内閣府が全職員を対象に開催した、「賃上げを幅広く実現するための政策アイデアコンテスト」
優勝したのは、「労働者に終業時刻後の業務を個人事業主の形式で行わせる」というアイデアでした。
こうすることにより、こうすることにより、社会保険料が削減され、労使ともにメリットがあるという内容でした。
ただ、このアイデアについては、多くの機関から意見や生命が出ています。
〇さまざまな団体の反応
マスコミでは、「脱法行為の可能性がある」と紹介しているところがありました。
SNSでも疑問の声があがっているようです。
日本労働弁護団や連合などが批判の声明を出しています。
〇全国社会保険労務士会の声明
声明では、まず「当該アイデアについては、労働時間及び社会保険料の捉え方に問題があると考える。」としています。

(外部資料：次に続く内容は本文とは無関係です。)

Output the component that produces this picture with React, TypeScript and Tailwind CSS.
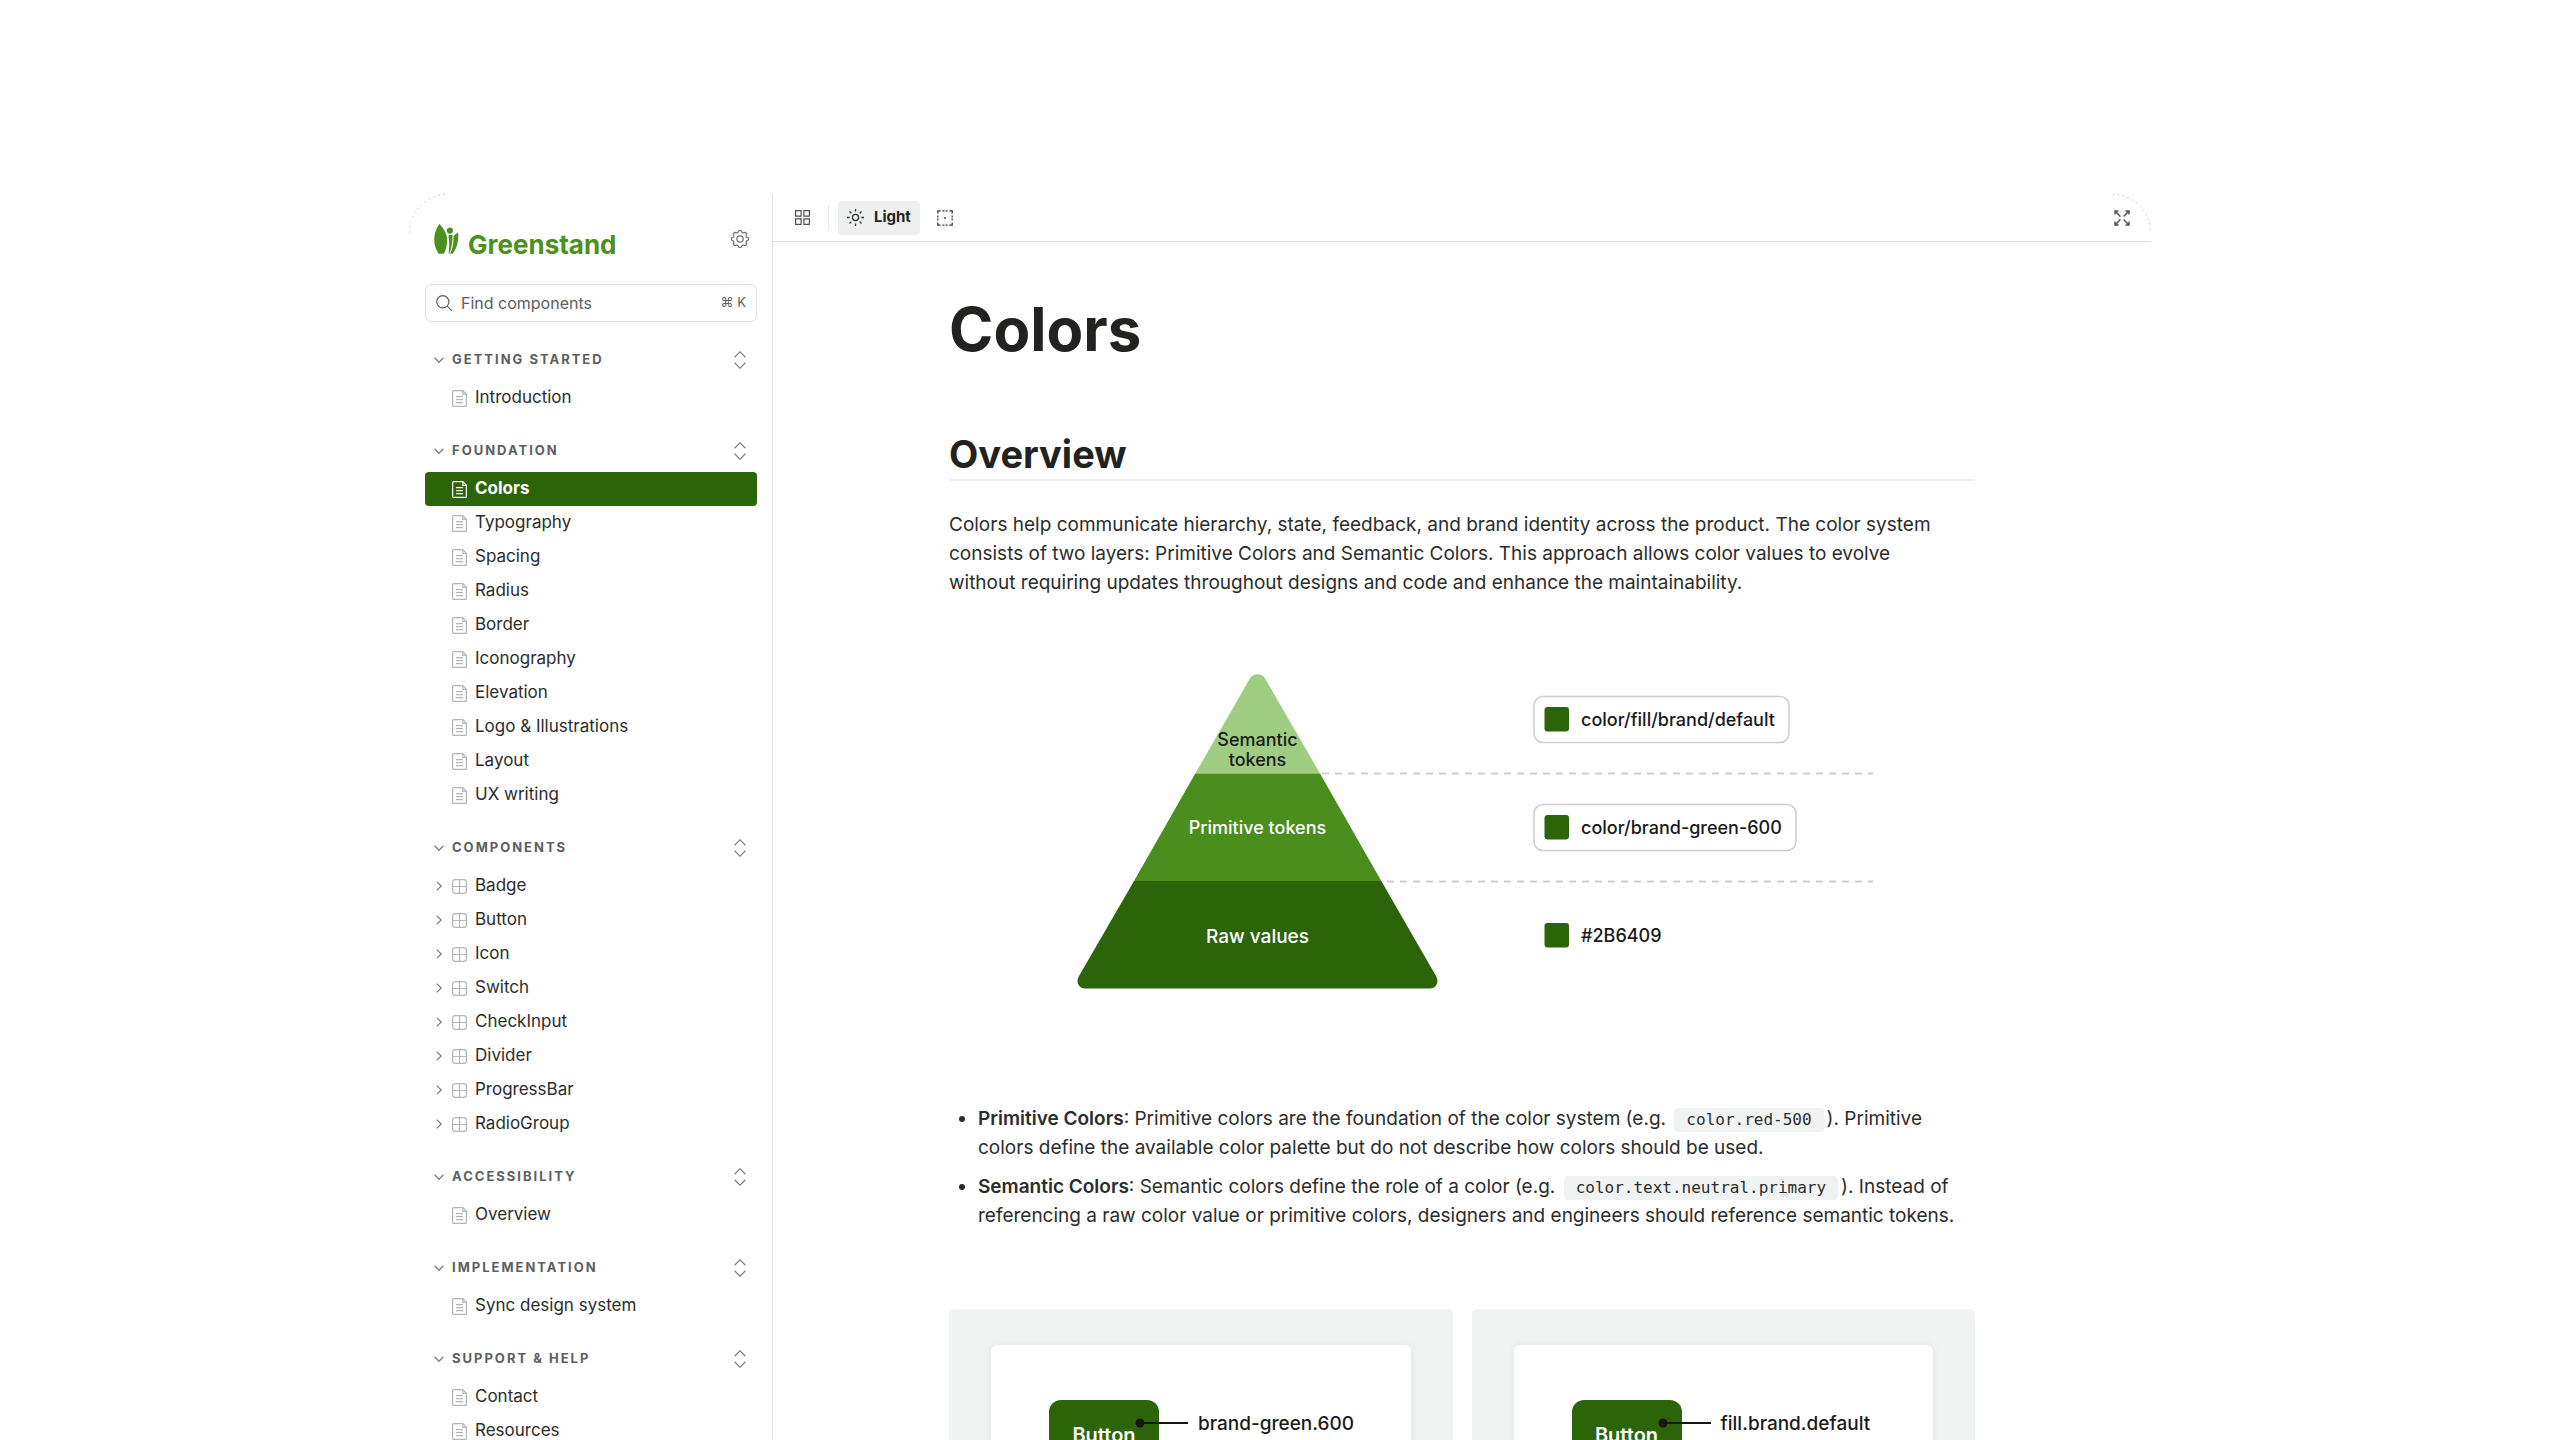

同じ使用者の指揮命令下で業務を行っているのに、定時という一定の時刻を境に「労働者による労働」と「個人事業主による業務」に分けるのは、「労働基準法に定める割増賃金の支払い義務を免れるための行為とみられ、法の趣旨に反するものと考えられる。」としています。
社会保険料についても、「事業主が社会保険料を「コスト」と捉えその負担を免れるため、あるいは労働者がいわゆる手取りの給与額を増やそうとするがため、業務委託契約により、その適用から除外することは、制度の趣旨に反する行為であると考える。」としています。
〇平倉社労士の見解
大いに問題あるアイデアです。理由は、上記の機関の声明や意見とほぼ同じです。
定時(所定終業時刻)とそれ以降で、同じ事業主の指揮の元、同じ仕事をしていいれば、前後を労働者と個人事業主に区分することはできません。
同じ人が同じことをしているのです。連続した労働にかわりありません。
これが認められれば、時間外労働は0です。
割増賃金が支払われないだけでなく、36協定の時間外労働規制も外れ、長時間労働で健康を害するかもしれません。
そして、定時(所定終業時刻)後に働いている時に災害に遭ったら労災は認められるのか?
定時後に個人事業主として働き、その帰り道でケガをしたら通勤災害として認められるか?
という課題もあります。
労災保険法では、労働者としての業務が終了し、長時間、労働と関係ない行為をした後に帰宅した場合は、労働と通勤(仕事後に自宅に戻る行為)の関連性は薄く、通勤災害は認められないことになっています。
もし、このような制度を取り入れたいと相談されたら、「違法行為になる事は確実なので、やめてください。」と制止します。